Task directions: Reply with only the number of lines that contain the string "components".

------ Entries

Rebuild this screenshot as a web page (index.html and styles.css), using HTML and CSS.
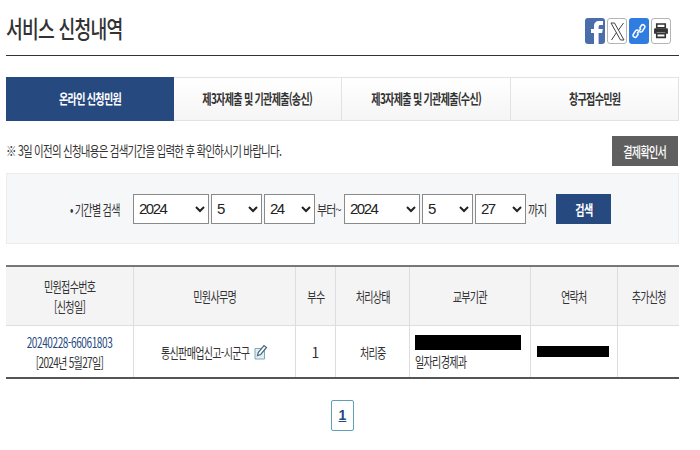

------------
------ Entries

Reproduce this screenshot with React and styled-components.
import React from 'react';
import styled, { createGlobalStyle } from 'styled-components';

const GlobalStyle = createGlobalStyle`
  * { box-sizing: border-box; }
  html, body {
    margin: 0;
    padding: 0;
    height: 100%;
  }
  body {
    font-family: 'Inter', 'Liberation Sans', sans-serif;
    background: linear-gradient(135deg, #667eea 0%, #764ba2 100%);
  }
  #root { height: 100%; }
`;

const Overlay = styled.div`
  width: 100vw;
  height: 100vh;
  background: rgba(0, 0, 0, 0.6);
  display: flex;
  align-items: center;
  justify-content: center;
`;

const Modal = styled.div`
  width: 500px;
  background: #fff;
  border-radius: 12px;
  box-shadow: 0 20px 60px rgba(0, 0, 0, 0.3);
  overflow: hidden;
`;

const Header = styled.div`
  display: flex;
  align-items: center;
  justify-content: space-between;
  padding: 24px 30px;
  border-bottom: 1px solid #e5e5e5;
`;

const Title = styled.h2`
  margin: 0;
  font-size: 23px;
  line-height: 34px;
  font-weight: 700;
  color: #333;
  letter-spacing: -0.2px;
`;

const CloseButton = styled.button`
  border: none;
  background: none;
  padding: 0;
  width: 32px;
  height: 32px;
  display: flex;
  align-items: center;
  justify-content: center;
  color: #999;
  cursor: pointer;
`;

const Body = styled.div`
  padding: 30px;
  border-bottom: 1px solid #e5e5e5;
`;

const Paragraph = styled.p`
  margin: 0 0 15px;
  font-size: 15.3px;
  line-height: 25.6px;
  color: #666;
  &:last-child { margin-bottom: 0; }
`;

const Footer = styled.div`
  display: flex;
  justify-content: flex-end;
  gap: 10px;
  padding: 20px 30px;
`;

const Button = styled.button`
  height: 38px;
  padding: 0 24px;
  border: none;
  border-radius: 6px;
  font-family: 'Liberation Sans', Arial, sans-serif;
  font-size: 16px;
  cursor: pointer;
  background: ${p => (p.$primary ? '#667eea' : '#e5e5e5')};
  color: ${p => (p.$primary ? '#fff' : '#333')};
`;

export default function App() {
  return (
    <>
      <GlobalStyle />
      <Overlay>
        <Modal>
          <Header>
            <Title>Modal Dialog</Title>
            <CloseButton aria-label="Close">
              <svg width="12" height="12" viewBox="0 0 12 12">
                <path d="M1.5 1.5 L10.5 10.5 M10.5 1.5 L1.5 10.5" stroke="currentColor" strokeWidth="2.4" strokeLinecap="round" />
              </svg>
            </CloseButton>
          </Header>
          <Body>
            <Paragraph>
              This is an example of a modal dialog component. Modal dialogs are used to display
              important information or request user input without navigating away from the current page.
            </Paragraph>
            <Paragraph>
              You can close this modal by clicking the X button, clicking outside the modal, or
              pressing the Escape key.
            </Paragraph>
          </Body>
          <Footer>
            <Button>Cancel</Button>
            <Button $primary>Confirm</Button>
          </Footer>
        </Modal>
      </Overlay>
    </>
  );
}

------------
------ Entries

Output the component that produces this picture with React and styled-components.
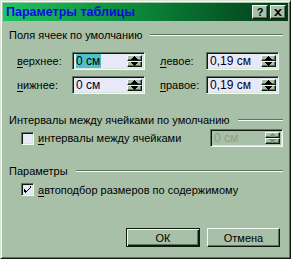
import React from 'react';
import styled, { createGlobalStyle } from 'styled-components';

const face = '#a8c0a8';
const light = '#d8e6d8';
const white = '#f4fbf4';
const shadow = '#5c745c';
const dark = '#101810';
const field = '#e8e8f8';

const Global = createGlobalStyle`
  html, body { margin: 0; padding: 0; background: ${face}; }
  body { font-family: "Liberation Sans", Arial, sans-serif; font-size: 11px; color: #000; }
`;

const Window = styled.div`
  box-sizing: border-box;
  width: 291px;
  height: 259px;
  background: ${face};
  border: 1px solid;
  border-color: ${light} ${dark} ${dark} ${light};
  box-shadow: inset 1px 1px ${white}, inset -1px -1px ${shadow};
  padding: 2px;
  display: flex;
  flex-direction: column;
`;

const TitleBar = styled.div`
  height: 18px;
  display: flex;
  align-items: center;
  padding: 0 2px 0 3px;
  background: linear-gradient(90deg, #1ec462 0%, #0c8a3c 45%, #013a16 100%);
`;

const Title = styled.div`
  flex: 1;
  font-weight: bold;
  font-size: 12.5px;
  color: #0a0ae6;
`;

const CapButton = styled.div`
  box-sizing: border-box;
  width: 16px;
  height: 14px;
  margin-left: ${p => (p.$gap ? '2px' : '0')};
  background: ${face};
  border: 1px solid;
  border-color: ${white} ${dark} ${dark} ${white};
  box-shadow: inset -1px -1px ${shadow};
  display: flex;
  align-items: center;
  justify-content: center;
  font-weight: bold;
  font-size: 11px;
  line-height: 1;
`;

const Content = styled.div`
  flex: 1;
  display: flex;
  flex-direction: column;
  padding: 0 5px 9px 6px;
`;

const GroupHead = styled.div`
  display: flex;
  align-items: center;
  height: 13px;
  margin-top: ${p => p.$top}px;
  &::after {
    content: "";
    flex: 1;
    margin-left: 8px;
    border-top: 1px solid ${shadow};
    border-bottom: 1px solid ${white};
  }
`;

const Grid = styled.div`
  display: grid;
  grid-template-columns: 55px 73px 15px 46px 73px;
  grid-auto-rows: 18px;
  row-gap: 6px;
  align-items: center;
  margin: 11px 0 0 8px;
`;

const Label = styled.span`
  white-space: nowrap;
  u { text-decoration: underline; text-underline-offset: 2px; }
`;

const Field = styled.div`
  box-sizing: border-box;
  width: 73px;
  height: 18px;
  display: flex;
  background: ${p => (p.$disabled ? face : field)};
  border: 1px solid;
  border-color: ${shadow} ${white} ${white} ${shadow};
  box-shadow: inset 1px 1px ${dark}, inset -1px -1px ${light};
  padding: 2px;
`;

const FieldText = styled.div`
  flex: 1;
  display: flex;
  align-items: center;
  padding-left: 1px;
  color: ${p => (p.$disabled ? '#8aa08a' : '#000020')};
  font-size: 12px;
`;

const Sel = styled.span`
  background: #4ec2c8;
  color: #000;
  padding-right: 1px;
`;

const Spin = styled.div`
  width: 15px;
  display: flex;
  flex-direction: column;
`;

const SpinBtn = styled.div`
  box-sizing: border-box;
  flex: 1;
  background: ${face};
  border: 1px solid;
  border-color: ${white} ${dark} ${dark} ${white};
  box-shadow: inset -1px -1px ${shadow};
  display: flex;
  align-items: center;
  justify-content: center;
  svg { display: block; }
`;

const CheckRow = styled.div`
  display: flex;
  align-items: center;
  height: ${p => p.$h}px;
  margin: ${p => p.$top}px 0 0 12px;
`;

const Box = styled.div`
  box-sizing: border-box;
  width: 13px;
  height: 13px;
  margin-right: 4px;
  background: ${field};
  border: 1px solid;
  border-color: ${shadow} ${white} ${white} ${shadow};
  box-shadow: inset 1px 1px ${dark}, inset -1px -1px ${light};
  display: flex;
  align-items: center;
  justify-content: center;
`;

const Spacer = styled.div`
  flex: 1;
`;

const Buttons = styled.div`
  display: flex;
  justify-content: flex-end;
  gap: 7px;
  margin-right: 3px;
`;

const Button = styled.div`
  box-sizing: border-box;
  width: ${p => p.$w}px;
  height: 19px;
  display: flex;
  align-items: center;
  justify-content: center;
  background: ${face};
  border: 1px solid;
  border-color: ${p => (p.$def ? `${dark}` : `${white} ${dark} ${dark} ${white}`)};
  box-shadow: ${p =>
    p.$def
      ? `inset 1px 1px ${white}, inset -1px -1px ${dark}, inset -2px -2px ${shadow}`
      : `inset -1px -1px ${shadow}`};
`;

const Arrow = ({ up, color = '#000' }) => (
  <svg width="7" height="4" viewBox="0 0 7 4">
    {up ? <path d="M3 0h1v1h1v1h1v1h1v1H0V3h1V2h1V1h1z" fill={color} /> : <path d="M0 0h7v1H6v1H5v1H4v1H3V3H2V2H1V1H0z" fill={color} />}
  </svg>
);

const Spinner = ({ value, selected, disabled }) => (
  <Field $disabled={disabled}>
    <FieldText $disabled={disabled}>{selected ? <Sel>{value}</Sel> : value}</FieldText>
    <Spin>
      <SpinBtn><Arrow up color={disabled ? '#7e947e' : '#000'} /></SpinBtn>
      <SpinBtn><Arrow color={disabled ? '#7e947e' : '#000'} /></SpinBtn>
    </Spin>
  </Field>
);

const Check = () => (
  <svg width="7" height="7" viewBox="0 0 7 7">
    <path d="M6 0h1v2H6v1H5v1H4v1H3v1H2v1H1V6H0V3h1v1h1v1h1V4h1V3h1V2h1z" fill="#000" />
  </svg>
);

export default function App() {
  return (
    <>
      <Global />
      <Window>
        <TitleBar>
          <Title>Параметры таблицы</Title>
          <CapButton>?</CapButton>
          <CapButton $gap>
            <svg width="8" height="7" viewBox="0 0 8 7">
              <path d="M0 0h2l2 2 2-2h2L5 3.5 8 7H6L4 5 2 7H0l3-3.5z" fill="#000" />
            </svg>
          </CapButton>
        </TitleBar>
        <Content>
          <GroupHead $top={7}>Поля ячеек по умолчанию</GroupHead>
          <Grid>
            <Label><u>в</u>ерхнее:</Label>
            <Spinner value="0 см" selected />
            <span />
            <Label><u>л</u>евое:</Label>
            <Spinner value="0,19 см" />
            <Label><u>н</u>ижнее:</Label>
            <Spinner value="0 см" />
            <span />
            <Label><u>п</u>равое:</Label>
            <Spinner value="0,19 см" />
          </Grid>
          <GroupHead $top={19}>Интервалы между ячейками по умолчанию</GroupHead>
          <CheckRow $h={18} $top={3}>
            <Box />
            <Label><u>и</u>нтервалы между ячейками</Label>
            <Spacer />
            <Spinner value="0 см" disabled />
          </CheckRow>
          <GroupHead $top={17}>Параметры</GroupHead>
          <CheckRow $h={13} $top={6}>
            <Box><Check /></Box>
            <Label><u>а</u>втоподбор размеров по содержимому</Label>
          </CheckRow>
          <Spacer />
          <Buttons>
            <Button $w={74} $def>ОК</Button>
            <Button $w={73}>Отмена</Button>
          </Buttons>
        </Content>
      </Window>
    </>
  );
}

------------

Final result: 4